- [Records]

■ ■ ■ ■ ■ ■ ■

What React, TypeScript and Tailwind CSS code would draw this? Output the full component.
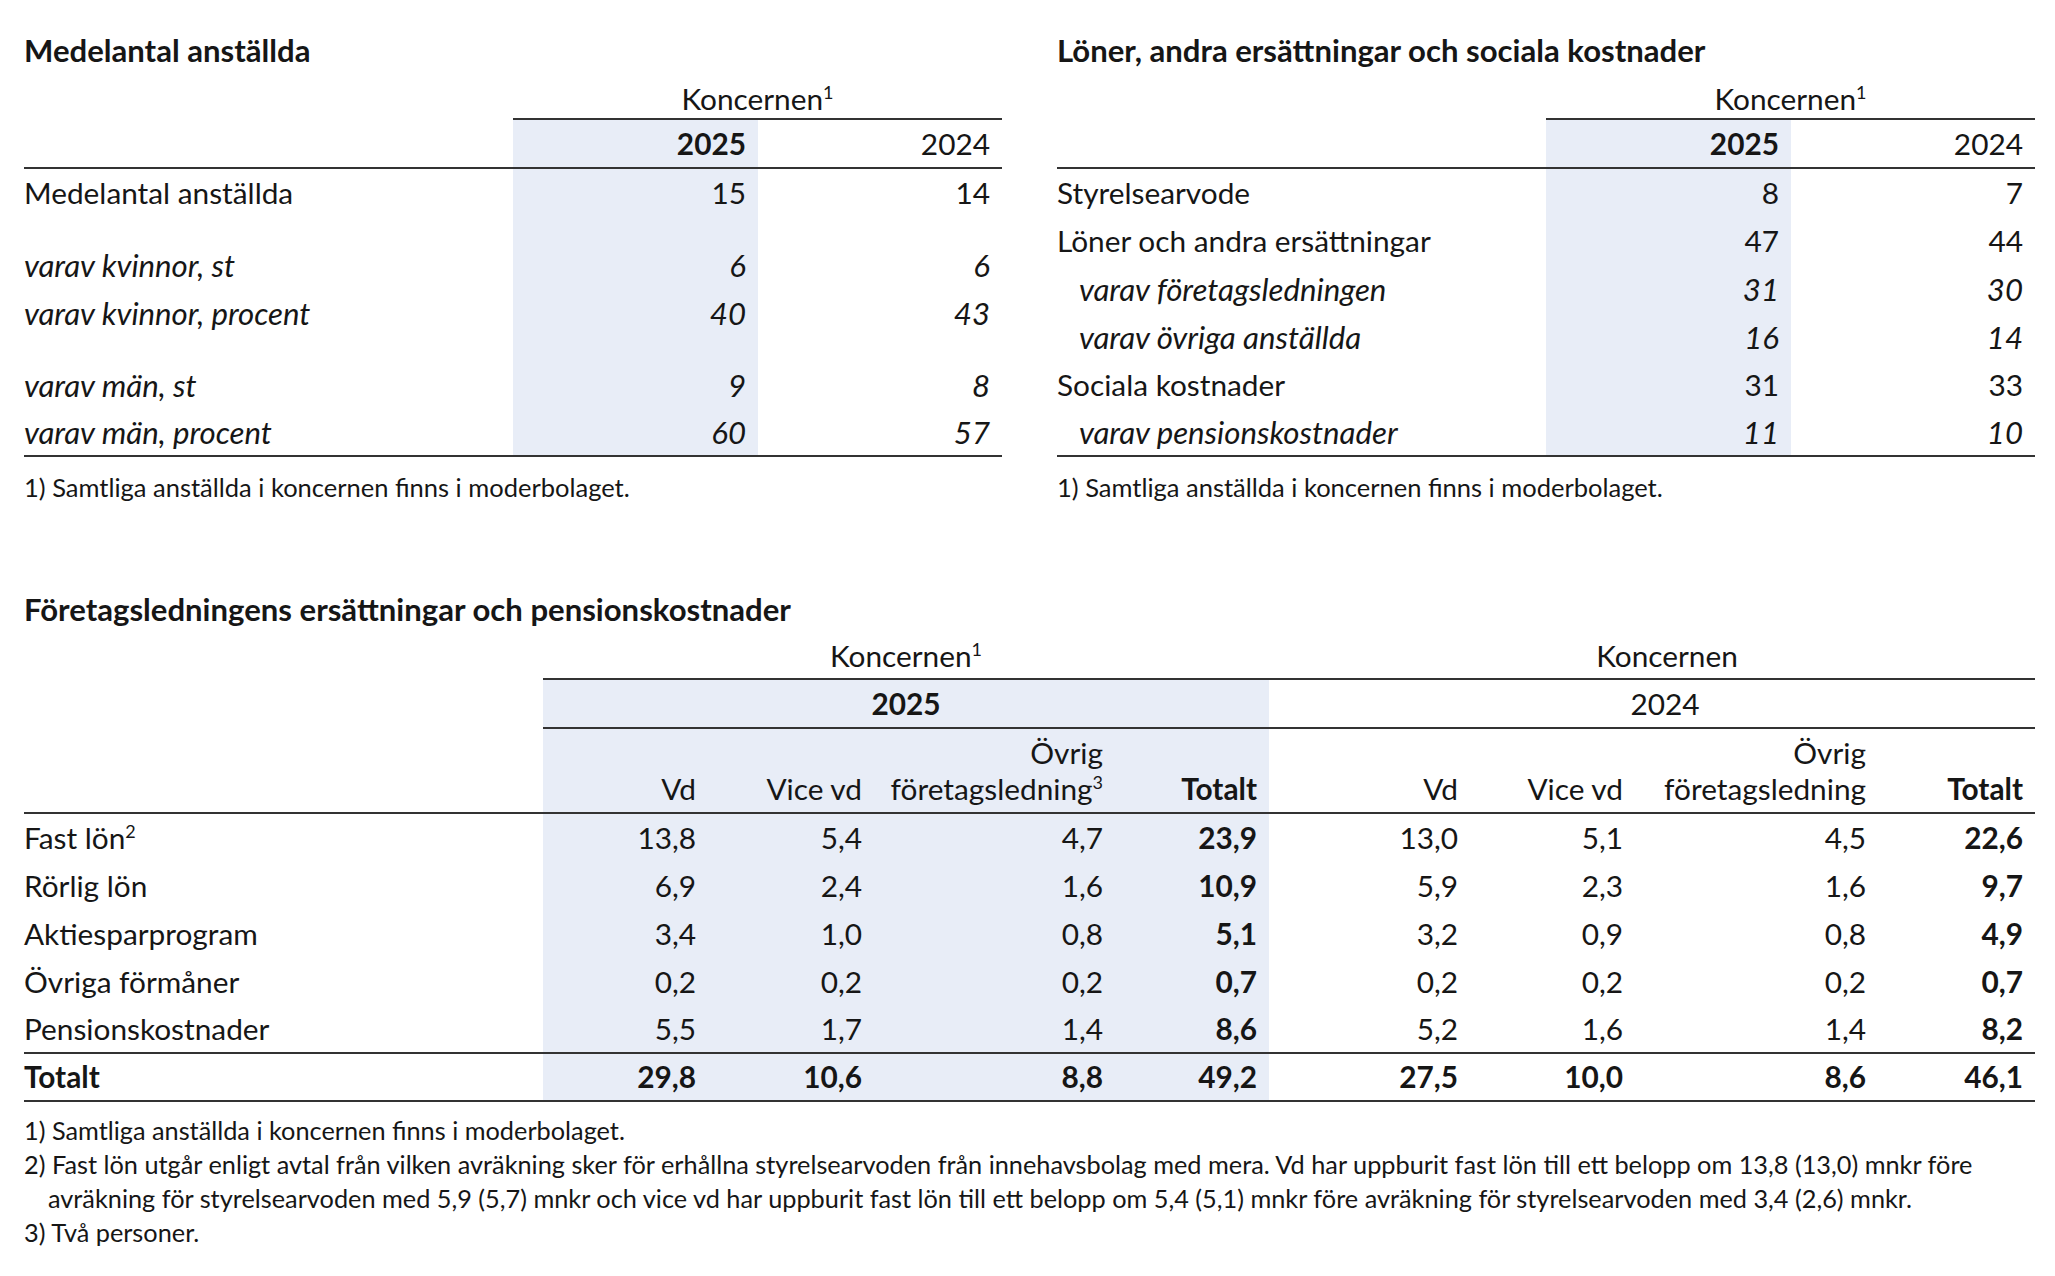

■ ■ ■ ■ ■ ■ ■

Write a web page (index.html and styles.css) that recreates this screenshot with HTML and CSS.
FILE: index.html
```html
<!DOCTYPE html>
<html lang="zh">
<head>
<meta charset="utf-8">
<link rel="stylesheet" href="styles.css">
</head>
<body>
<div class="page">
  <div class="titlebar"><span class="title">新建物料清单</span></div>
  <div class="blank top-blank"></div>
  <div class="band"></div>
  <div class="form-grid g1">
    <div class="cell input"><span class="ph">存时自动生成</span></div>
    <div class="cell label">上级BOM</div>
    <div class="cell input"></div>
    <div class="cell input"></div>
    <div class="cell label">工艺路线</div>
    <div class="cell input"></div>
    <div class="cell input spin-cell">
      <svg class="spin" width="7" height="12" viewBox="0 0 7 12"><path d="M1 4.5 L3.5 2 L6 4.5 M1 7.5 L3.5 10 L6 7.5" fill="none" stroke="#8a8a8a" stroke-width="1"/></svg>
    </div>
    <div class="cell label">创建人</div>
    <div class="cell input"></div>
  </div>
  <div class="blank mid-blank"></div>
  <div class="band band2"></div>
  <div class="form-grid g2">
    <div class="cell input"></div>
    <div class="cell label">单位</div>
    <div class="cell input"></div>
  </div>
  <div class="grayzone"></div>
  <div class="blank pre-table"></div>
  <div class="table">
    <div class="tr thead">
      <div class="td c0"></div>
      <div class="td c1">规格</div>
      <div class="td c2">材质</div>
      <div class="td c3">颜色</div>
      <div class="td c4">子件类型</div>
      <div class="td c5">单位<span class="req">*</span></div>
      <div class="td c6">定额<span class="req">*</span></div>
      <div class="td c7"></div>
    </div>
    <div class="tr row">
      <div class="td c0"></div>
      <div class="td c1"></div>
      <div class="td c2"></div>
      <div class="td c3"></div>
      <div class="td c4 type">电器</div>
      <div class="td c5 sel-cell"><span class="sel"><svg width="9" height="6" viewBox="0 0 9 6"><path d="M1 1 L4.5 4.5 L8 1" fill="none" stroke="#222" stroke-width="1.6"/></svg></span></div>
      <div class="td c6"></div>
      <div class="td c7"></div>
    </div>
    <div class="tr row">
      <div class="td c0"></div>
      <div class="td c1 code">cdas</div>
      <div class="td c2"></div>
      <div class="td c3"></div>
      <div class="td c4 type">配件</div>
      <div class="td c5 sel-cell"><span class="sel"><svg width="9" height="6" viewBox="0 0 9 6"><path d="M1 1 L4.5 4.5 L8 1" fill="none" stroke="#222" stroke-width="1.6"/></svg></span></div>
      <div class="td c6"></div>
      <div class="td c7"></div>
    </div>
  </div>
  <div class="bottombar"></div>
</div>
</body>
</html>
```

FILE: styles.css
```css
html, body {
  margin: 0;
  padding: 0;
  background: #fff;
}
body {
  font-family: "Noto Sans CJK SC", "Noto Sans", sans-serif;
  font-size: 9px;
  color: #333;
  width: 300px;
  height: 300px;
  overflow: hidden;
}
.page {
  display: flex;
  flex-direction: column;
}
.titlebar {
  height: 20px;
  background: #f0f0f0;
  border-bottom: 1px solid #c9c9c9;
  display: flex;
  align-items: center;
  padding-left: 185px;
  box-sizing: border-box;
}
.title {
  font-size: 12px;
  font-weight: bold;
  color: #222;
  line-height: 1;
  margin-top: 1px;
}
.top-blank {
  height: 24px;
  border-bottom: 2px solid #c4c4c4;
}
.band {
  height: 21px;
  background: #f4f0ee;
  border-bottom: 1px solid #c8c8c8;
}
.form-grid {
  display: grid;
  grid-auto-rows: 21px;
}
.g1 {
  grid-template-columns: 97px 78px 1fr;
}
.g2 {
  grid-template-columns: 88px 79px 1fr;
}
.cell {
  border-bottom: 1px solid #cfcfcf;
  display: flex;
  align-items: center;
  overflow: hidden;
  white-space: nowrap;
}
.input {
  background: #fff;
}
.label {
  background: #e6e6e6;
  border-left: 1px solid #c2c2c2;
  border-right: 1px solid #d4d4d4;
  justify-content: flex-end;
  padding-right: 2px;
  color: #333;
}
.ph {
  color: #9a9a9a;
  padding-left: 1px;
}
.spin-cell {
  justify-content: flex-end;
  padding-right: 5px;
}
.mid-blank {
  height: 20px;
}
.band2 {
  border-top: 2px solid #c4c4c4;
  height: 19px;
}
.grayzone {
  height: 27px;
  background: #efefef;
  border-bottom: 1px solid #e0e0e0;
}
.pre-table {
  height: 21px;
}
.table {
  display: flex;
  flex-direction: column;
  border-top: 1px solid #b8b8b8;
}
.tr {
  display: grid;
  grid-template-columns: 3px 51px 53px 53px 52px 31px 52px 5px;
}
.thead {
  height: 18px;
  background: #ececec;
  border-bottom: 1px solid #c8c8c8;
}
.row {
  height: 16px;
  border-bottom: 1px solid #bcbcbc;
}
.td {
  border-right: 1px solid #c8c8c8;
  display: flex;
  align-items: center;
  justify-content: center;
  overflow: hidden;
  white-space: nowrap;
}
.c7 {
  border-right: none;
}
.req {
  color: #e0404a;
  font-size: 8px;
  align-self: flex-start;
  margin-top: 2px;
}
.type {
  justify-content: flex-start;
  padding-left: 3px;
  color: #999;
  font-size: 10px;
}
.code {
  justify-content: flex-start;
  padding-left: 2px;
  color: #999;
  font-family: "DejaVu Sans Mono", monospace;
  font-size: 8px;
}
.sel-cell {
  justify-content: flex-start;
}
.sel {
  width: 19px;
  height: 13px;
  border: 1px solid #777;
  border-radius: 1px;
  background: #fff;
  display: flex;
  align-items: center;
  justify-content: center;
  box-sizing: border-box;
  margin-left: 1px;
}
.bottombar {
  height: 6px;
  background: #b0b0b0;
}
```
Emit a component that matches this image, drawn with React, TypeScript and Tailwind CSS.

■ ■ ■ ■ ■ ■ ■

- [Do this] How many lines of the listing above include the word "Tailwind"? Reply with the number alone.

- [Output of the task] 2